----- Information supplied
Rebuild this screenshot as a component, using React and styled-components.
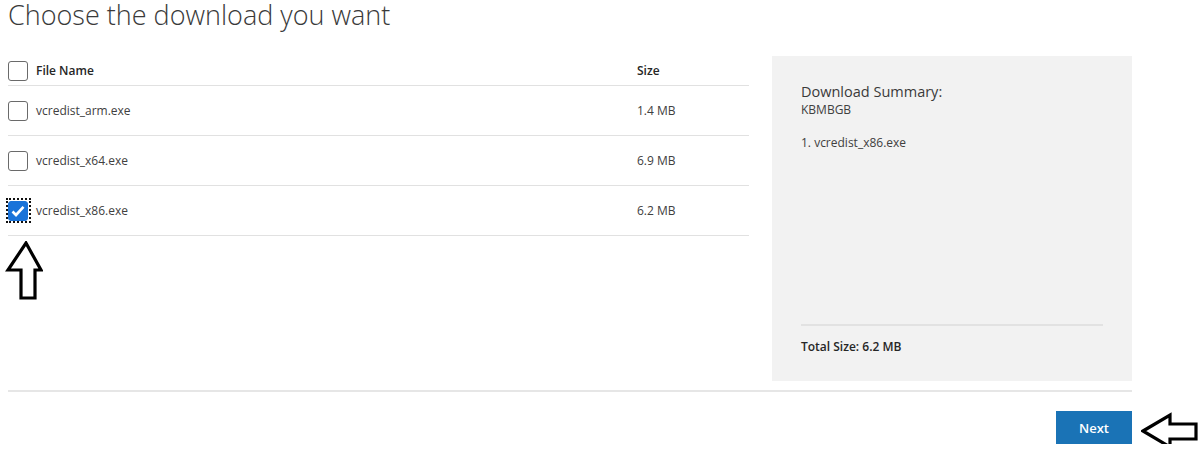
import styled, { createGlobalStyle } from "styled-components";

const GlobalStyle = createGlobalStyle`
  body {
    margin: 0;
    background: #fff;
    font-family: "Open Sans", "Noto Sans", Arial, sans-serif;
    color: #333;
  }
`;

const Page = styled.div`
  width: 1124px;
  padding: 0 8px;
`;

const Title = styled.h1`
  margin: 0;
  height: 56px;
  font-size: 27px;
  font-weight: 300;
  line-height: 30px;
  color: #3a3a3a;
`;

const Main = styled.div`
  display: flex;
  gap: 23px;
  align-items: flex-start;
`;

const TableCol = styled.div`
  width: 741px;
`;

const Row = styled.div`
  display: flex;
  align-items: center;
  box-sizing: border-box;
  height: ${(p) => (p.$header ? "30px" : "50px")};
  border-bottom: 1px solid #e1e1e1;
  font-size: 12px;
  font-weight: ${(p) => (p.$header ? 600 : 400)};
  color: ${(p) => (p.$header ? "#262626" : "#404040")};
`;

const NameCell = styled.div`
  flex: 1;
  padding-left: 8px;
`;

const SizeCell = styled.div`
  width: 112px;
`;

const Box = styled.span`
  position: relative;
  box-sizing: border-box;
  width: 20px;
  height: 20px;
  border-radius: 3px;
  border: 1px solid ${(p) => (p.$checked ? "#1a73d9" : "#6a6a6a")};
  background: ${(p) => (p.$checked ? "#1a73d9" : "#fff")};
  display: flex;
  align-items: center;
  justify-content: center;
  flex-shrink: 0;
  ${(p) =>
    p.$checked &&
    `
    &::after {
      content: "";
      position: absolute;
      left: -3px;
      top: -4px;
      right: -4px;
      bottom: -3px;
      border: 2px dotted #111;
    }
  `}
`;

const UpArrow = styled.svg`
  display: block;
  margin: 5px 0 0 -3px;
`;

const Summary = styled.div`
  width: 360px;
  height: 325px;
  box-sizing: border-box;
  background: #f2f2f2;
  padding: 26px 29px 26px;
  display: flex;
  flex-direction: column;
`;

const SummaryTitle = styled.div`
  font-size: 14.5px;
  line-height: 20px;
  color: #3a3a3a;
`;

const SummarySub = styled.div`
  font-size: 12px;
  line-height: 16px;
  color: #404040;
`;

const SummaryItem = styled.div`
  margin-top: 16px;
  font-size: 12px;
  color: #404040;
  flex: 1;
`;

const Divider = styled.div`
  height: 2px;
  background: #e2e2e2;
`;

const Total = styled.div`
  margin-top: 12px;
  font-size: 12px;
  font-weight: 600;
  color: #262626;
`;

const Rule = styled.div`
  height: 2px;
  background: #e6e6e6;
  margin-top: 9px;
`;

const Footer = styled.div`
  display: flex;
  justify-content: flex-end;
  margin-top: 19px;
`;

const ButtonWrap = styled.div`
  position: relative;
`;

const NextButton = styled.button`
  width: 76px;
  height: 33px;
  border: none;
  background: #1a73b6;
  color: #fff;
  font-family: inherit;
  font-size: 13px;
  font-weight: 600;
  cursor: pointer;
`;

const SideArrow = styled.svg`
  position: absolute;
  left: calc(100% + 9px);
  top: 1px;
`;

const Check = () => (
  <svg width="14" height="12" viewBox="0 0 14 12">
    <path d="M1.5 6.5 L5 10 L12.5 1.8" fill="none" stroke="#fff" strokeWidth="2.6" />
  </svg>
);

const files = [
  { name: "vcredist_arm.exe", size: "1.4 MB" },
  { name: "vcredist_x64.exe", size: "6.9 MB" },
  { name: "vcredist_x86.exe", size: "6.2 MB", checked: true },
];

export default function App() {
  return (
    <Page>
      <GlobalStyle />
      <Title>Choose the download you want</Title>
      <Main>
        <TableCol>
          <Row $header>
            <Box />
            <NameCell>File Name</NameCell>
            <SizeCell>Size</SizeCell>
          </Row>
          {files.map((f) => (
            <Row key={f.name}>
              <Box $checked={f.checked}>{f.checked && <Check />}</Box>
              <NameCell>{f.name}</NameCell>
              <SizeCell>{f.size}</SizeCell>
            </Row>
          ))}
          <UpArrow width="38" height="60" viewBox="0 0 38 60">
            <path
              d="M21 2 L36 29 L30 29 L30 57 L16 57 L16 29 L3 29 Z"
              fill="#fff"
              stroke="#000"
              strokeWidth="3.2"
            />
          </UpArrow>
        </TableCol>
        <Summary>
          <SummaryTitle>Download Summary:</SummaryTitle>
          <SummarySub>KBMBGB</SummarySub>
          <SummaryItem>1. vcredist_x86.exe</SummaryItem>
          <Divider />
          <Total>Total Size: 6.2 MB</Total>
        </Summary>
      </Main>
      <Rule />
      <Footer>
        <ButtonWrap>
          <NextButton>Next</NextButton>
          <SideArrow width="58" height="38" viewBox="0 0 58 38">
            <path
              d="M2 19 L29 3 L29 12 L55 12 L55 27 L29 27 L29 35 Z"
              fill="#fff"
              stroke="#000"
              strokeWidth="3.2"
            />
          </SideArrow>
        </ButtonWrap>
      </Footer>
    </Page>
  );
}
----------
Your task is to repeat the data above exactly while excluding the pictures.

Rebuild this screenshot as a component, using React and styled-components.
import styled, { createGlobalStyle } from "styled-components";

const GlobalStyle = createGlobalStyle`
  body {
    margin: 0;
    background: #fff;
    font-family: "Open Sans", "Noto Sans", Arial, sans-serif;
    color: #333;
  }
`;

const Page = styled.div`
  width: 1124px;
  padding: 0 8px;
`;

const Title = styled.h1`
  margin: 0;
  height: 56px;
  font-size: 27px;
  font-weight: 300;
  line-height: 30px;
  color: #3a3a3a;
`;

const Main = styled.div`
  display: flex;
  gap: 23px;
  align-items: flex-start;
`;

const TableCol = styled.div`
  width: 741px;
`;

const Row = styled.div`
  display: flex;
  align-items: center;
  box-sizing: border-box;
  height: ${(p) => (p.$header ? "30px" : "50px")};
  border-bottom: 1px solid #e1e1e1;
  font-size: 12px;
  font-weight: ${(p) => (p.$header ? 600 : 400)};
  color: ${(p) => (p.$header ? "#262626" : "#404040")};
`;

const NameCell = styled.div`
  flex: 1;
  padding-left: 8px;
`;

const SizeCell = styled.div`
  width: 112px;
`;

const Box = styled.span`
  position: relative;
  box-sizing: border-box;
  width: 20px;
  height: 20px;
  border-radius: 3px;
  border: 1px solid ${(p) => (p.$checked ? "#1a73d9" : "#6a6a6a")};
  background: ${(p) => (p.$checked ? "#1a73d9" : "#fff")};
  display: flex;
  align-items: center;
  justify-content: center;
  flex-shrink: 0;
  ${(p) =>
    p.$checked &&
    `
    &::after {
      content: "";
      position: absolute;
      left: -3px;
      top: -4px;
      right: -4px;
      bottom: -3px;
      border: 2px dotted #111;
    }
  `}
`;

const UpArrow = styled.svg`
  display: block;
  margin: 5px 0 0 -3px;
`;

const Summary = styled.div`
  width: 360px;
  height: 325px;
  box-sizing: border-box;
  background: #f2f2f2;
  padding: 26px 29px 26px;
  display: flex;
  flex-direction: column;
`;

const SummaryTitle = styled.div`
  font-size: 14.5px;
  line-height: 20px;
  color: #3a3a3a;
`;

const SummarySub = styled.div`
  font-size: 12px;
  line-height: 16px;
  color: #404040;
`;

const SummaryItem = styled.div`
  margin-top: 16px;
  font-size: 12px;
  color: #404040;
  flex: 1;
`;

const Divider = styled.div`
  height: 2px;
  background: #e2e2e2;
`;

const Total = styled.div`
  margin-top: 12px;
  font-size: 12px;
  font-weight: 600;
  color: #262626;
`;

const Rule = styled.div`
  height: 2px;
  background: #e6e6e6;
  margin-top: 9px;
`;

const Footer = styled.div`
  display: flex;
  justify-content: flex-end;
  margin-top: 19px;
`;

const ButtonWrap = styled.div`
  position: relative;
`;

const NextButton = styled.button`
  width: 76px;
  height: 33px;
  border: none;
  background: #1a73b6;
  color: #fff;
  font-family: inherit;
  font-size: 13px;
  font-weight: 600;
  cursor: pointer;
`;

const SideArrow = styled.svg`
  position: absolute;
  left: calc(100% + 9px);
  top: 1px;
`;

const Check = () => (
  <svg width="14" height="12" viewBox="0 0 14 12">
    <path d="M1.5 6.5 L5 10 L12.5 1.8" fill="none" stroke="#fff" strokeWidth="2.6" />
  </svg>
);

const files = [
  { name: "vcredist_arm.exe", size: "1.4 MB" },
  { name: "vcredist_x64.exe", size: "6.9 MB" },
  { name: "vcredist_x86.exe", size: "6.2 MB", checked: true },
];

export default function App() {
  return (
    <Page>
      <GlobalStyle />
      <Title>Choose the download you want</Title>
      <Main>
        <TableCol>
          <Row $header>
            <Box />
            <NameCell>File Name</NameCell>
            <SizeCell>Size</SizeCell>
          </Row>
          {files.map((f) => (
            <Row key={f.name}>
              <Box $checked={f.checked}>{f.checked && <Check />}</Box>
              <NameCell>{f.name}</NameCell>
              <SizeCell>{f.size}</SizeCell>
            </Row>
          ))}
          <UpArrow width="38" height="60" viewBox="0 0 38 60">
            <path
              d="M21 2 L36 29 L30 29 L30 57 L16 57 L16 29 L3 29 Z"
              fill="#fff"
              stroke="#000"
              strokeWidth="3.2"
            />
          </UpArrow>
        </TableCol>
        <Summary>
          <SummaryTitle>Download Summary:</SummaryTitle>
          <SummarySub>KBMBGB</SummarySub>
          <SummaryItem>1. vcredist_x86.exe</SummaryItem>
          <Divider />
          <Total>Total Size: 6.2 MB</Total>
        </Summary>
      </Main>
      <Rule />
      <Footer>
        <ButtonWrap>
          <NextButton>Next</NextButton>
          <SideArrow width="58" height="38" viewBox="0 0 58 38">
            <path
              d="M2 19 L29 3 L29 12 L55 12 L55 27 L29 27 L29 35 Z"
              fill="#fff"
              stroke="#000"
              strokeWidth="3.2"
            />
          </SideArrow>
        </ButtonWrap>
      </Footer>
    </Page>
  );
}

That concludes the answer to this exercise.